What has happened to Saab over the last twenty years is a lesson in authenticity, or lack of it, in this case.
I had the good fortune to work on Saab for a few years back in the early 90s. None of us really knew it at the time, but Saab's glory days were already well and truly behind it. Though GM had bought in, the initial 51% ownership gave Saab enough control to stay Saab.
So we chose to ignore that GM influence. Okay, so they were taking an Opel platform and putting it into the new Saab. It seemed a smart business move. Didn't hurt at all.
The big brand work we did back then (which never saw the light of day - that's another story) was themed 'Saab is different'. Because it just plain was. Different in where it came from, how it sounded, looked, felt - and yes, where you put your key in to the ignition. The Saab drivers were 'rugged individualists' as one of the senior writers would say, the non-joiners, the contrarians. They saw themselves in the car.

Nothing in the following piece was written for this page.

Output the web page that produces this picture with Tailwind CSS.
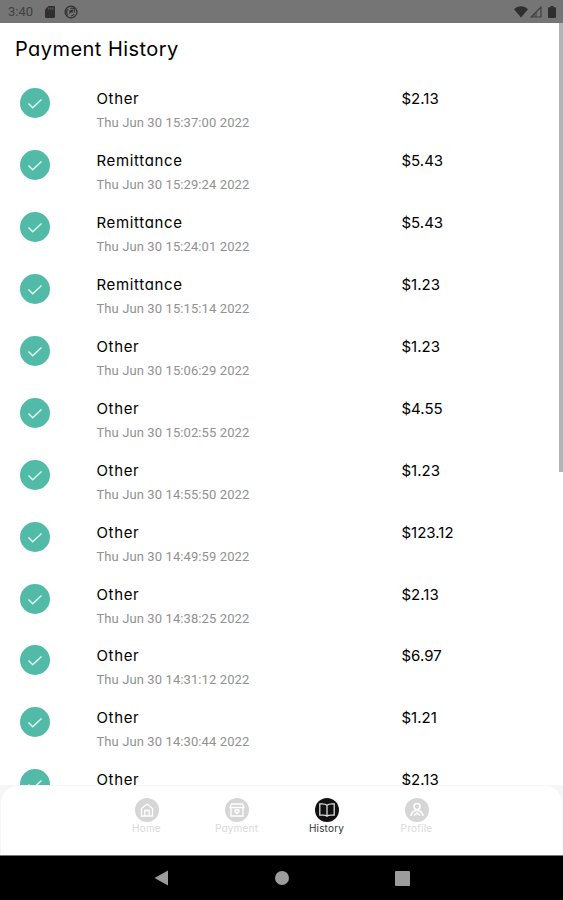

Well, it turned out those first GM operating efficiencies were kudzu sprouts. Before long, the car became a mishmosh of parts, and, in one case, entire other vehicles.
The essence of Saab was completely lost. It was no longer authentic. It was no longer different. The brand was as much of a facade as the sheets of metal they were wrapping around someone else's technology.
The auto business is brutal even in the best of times. Saab would have struggled even if it had remained on story - and to be fair would have likely gone out of business if it weren't for GM's investments.
It's just a good reminder to me - stay true, stay true.